Final answer:
The correct entry in a perpetual inventory system for a credit sale of $130 with a cost of sale of $50 includes recording both the receivable and sale, and also recognizing the cost by decreasing inventory and increasing COGS. Thus, the entry involves debiting Accounts Receivable and crediting Sales for $130, and debiting COGS and crediting Inventory for $50.
Step-by-step explanation:
The correct entry to recognize the sale of flowers on credit for $130 with a cost of sale of $50 in a perpetual inventory system for Sunrise Flowers would involve two main components.

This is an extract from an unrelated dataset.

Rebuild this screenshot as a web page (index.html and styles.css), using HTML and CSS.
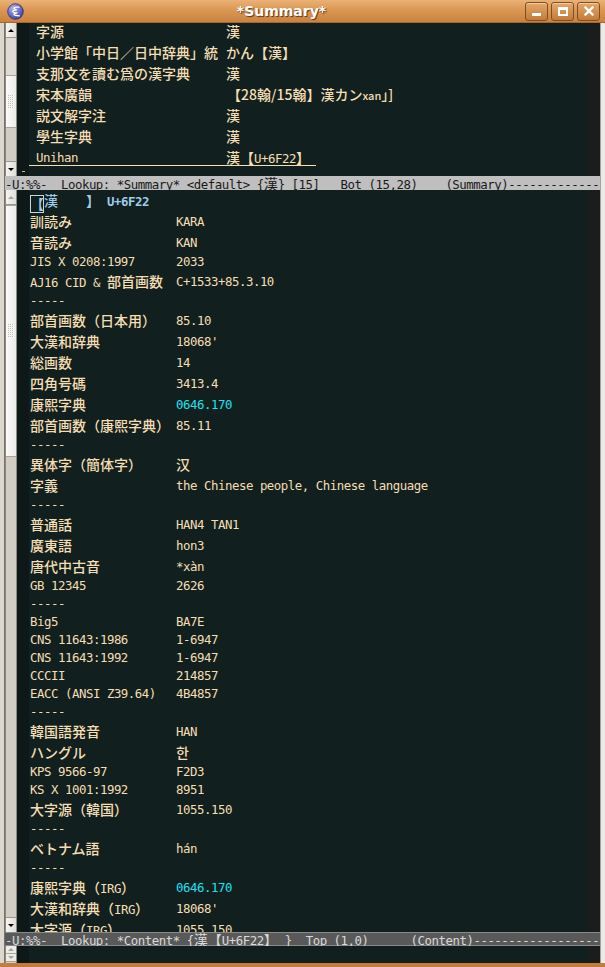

First, the sale needs to be recorded showing that the customer now owes Sunrise Flowers money. This is done through an increase in Accounts Receivable and an increase in Sales revenue. Secondly, the cost associated with the sale has to be recognized, which means decreasing Inventory by the cost of the sold flowers and recording that cost into Cost of Goods Sold (COGS). Therefore, the correct journal entry would be:
- Accounts Receivable $130
- Sales $130
- Cost of Goods Sold $50
- Inventory $50
This entry properly reflects the increase in receivables and sales while also showing the cost flow from inventory to the cost of sales. Hence, the correct option is: a) Accounts Receivable $130, Sales $130, Cost of Goods Sold $50, Inventory $50.